Appellant suggests this Court should reach a similar result. Nonetheless, we
find the facts in Savoie distinguishable from the case at bar. Although in both
cases a defendant mineral lessee only conceded to having operations in the vicinity
of plaintiff’s allision with an underwater obstruction, the plaintiff in Savoie offered
corroborating evidence to establish a genuine issue of material fact regarding the
defendant’s ownership, placement or control over the obstruction. Here, unlike in
Savoie, Appellant failed to offer any corroborating evidence from a Hilcorp
employee or any other independent source to establish Hilcorp’s ownership,
placement, or control over the underwater obstruction. Instead, Appellant relied on
his affidavit and Tiser’s deposition testimony to contend that Hilcorp’s alleged
removal of objects and debris from the allision site demonstrated its control over
the wellhead/obstruction. However, neither Appellant’s’ affidavit nor Tiser’s
deposition testimony documents this contention. In particular, Appellant did not
attest that he directly witnessed Hilcorp’s clean-up of the allision site or removal of
objects. Similarly, Tiser did not testify that he witnessed any Hilcorp
representatives pick up or remove objects from the allision site. Rather, close
scrutiny of Tiser’s deposition testimony reveals that he was “just going by hearsay
what my podners [sic] told me that out worked there.” In further contrast to
Savoie, here, the summary judgment hearing was held open to allow the parties to
supplement the record with additional discovery evidence, yet appellant did not
attach any affidavits or sworn statements from Tiser’s associates who allegedly
viewed the cleanup. Proof which consists of mere speculation and conclusory and
12 unsubstantiated allegations is not sufficient to overcome summary judgment. See
Enclade v. A.H.G. Solutions, LLC, 16-0357, p. 13 (La. App. 4 Cir. 11/16/16), 204
So. 3d 661, 668 (citations omitted).
Furthermore, while the plaintiffs in Savoie overcame summary judgment at
the outset of the case through a showing of corroborating evidence that raised
genuine issues of material fact as to the link between defendant and the alleged
obstruction, the district court ultimately did grant summary judgment to the
defendant after discovery directly controverted that corroborating evidence and
plaintiff failed to produce any other evidence that the defendant placed, owned, or
controlled the alleged obstruction. See Savoie v. Chevron Texaco, No. 04-1302,
2006 WL 2795460, *2-3 (E.D. La. Sept. 27, 2006) (“Savoie III”). Without that
corroborating evidence, the present case more closely resembles the final decision
in Savoie.
Finally, even if Hilcorp had removed objects or worked in the general area
of the allision, this fact would not, on its own, provide proof of ownership or
control over the obstruction for purposes of defeating summary judgment. See
Luke v. Hilcorp Energy Co., No. 14-1549, 2015 WL 1810786, *2 (E.D. La. Apr.

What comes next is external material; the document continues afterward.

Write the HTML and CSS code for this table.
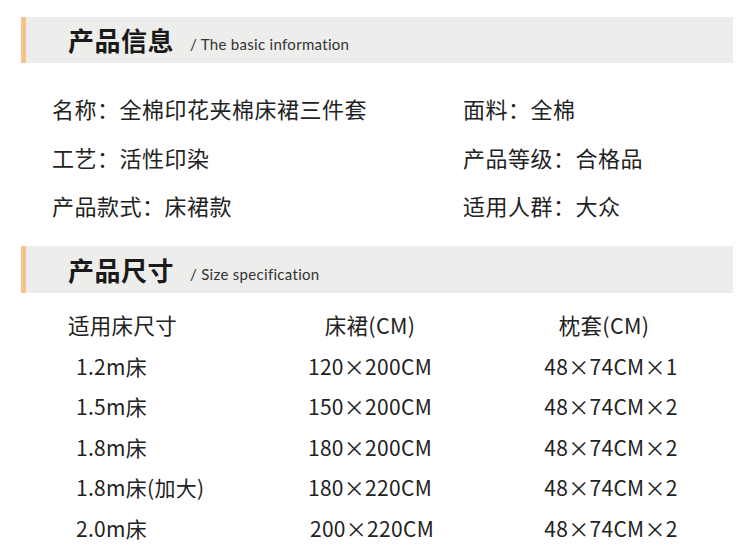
FILE: index.html
```html
<!DOCTYPE html>
<html lang="zh">
<head>
<meta charset="utf-8">
<link rel="stylesheet" href="styles.css">
</head>
<body>
<div class="page">
  <div class="bar bar-1">
    <span class="bar-title">产品信息</span>
    <span class="bar-sub">/ The basic information</span>
  </div>
  <div class="info">
    <div class="info-item">名称：全棉印花夹棉床裙三件套</div>
    <div class="info-item">面料：全棉</div>
    <div class="info-item">工艺：活性印染</div>
    <div class="info-item">产品等级：合格品</div>
    <div class="info-item">产品款式：床裙款</div>
    <div class="info-item">适用人群：大众</div>
  </div>
  <div class="bar bar-2">
    <span class="bar-title">产品尺寸</span>
    <span class="bar-sub">/ Size specification</span>
  </div>
  <div class="table">
    <div class="cell c1 head">适用床尺寸</div>
    <div class="cell c2 head">床裙(CM)</div>
    <div class="cell c3 head">枕套(CM)</div>

    <div class="cell c1">1.2m床</div>
    <div class="cell c2">120×200CM</div>
    <div class="cell c3">48×74CM×1</div>

    <div class="cell c1">1.5m床</div>
    <div class="cell c2">150×200CM</div>
    <div class="cell c3">48×74CM×2</div>

    <div class="cell c1">1.8m床</div>
    <div class="cell c2">180×200CM</div>
    <div class="cell c3">48×74CM×2</div>

    <div class="cell c1">1.8m床(加大)</div>
    <div class="cell c2">180×220CM</div>
    <div class="cell c3">48×74CM×2</div>

    <div class="cell c1">2.0m床</div>
    <div class="cell c2 shift">200×220CM</div>
    <div class="cell c3">48×74CM×2</div>
  </div>
</div>
</body>
</html>
```

FILE: styles.css
```css
html, body {
  margin: 0;
  padding: 0;
  background: #ffffff;
}
.page {
  width: 750px;
  height: 553px;
  overflow: hidden;
  padding-top: 17px;
  box-sizing: border-box;
  font-family: "Noto Sans CJK SC", "Noto Sans", sans-serif;
  color: #222222;
}
.bar {
  margin-left: 21px;
  width: 712px;
  height: 46px;
  box-sizing: border-box;
  background: #ededec;
  border-left: 5px solid #f6c38e;
  display: flex;
  align-items: center;
  padding-left: 42px;
}
.bar-2 {
  height: 47px;
}
.bar-title {
  font-size: 26px;
  font-weight: 700;
  color: #1a1a1a;
  letter-spacing: 0.5px;
  line-height: 1;
}
.bar-sub {
  font-family: "Lato", "Liberation Sans", sans-serif;
  font-size: 15px;
  color: #333333;
  margin-left: 16px;
  margin-top: 8px;
  letter-spacing: 0.3px;
}
.info {
  display: grid;
  grid-template-columns: 411px 1fr;
  padding-left: 52px;
  padding-top: 21px;
  height: 183px;
  box-sizing: border-box;
  grid-auto-rows: 48.5px;
}
.info-item {
  font-size: 22px;
  letter-spacing: 0.5px;
  line-height: 48.5px;
  height: 48.5px;
  white-space: nowrap;
}
.table {
  display: grid;
  grid-template-columns: 172px 260px 216px;
  padding-left: 68px;
  padding-top: 12px;
  grid-auto-rows: 40.6px;
}
.cell {
  font-size: 21px;
  letter-spacing: 0.3px;
  line-height: 40.6px;
  white-space: nowrap;
}
.cell.head {
  font-size: 21.5px;
  letter-spacing: 0.3px;
}
.c1 {
  text-align: left;
}
.c1:not(.head) {
  padding-left: 8px;
}
.c2, .c3 {
  text-align: center;
}
.c3:not(.head) {
  padding-left: 6px;
}
.c3.head {
  padding-right: 8px;
}
.shift {
  padding-left: 4px;
}
```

20, 2015), where the district court granted defendants’ motions for summary
judgment, finding that evidence showing defendants may have worked or removed
piling from the general area where the plaintiff struck a submerged object was
insufficient to show ownership or control.
Based on our de novo review, construing evidence in the light most
favorable to Appellee, the record substantiates that Appellant presented no
countervailing factual support to contest Appellee’s COE affidavit that it did not
own or control the underwater obstruction that allided with Appellant’s boat.
13 Accordingly, Appellant cannot prove an essential element of recovery to show
Hilcorp’s liability for his damages.
CONCLUSION
For the above-mentioned reasons, we find Appellant failed to meet his
burden of proof regarding the existence of genuine issues of material fact that
would preclude Hilcorp’s entitlement to summary judgment. As such, the
judgment of the district court is affirmed.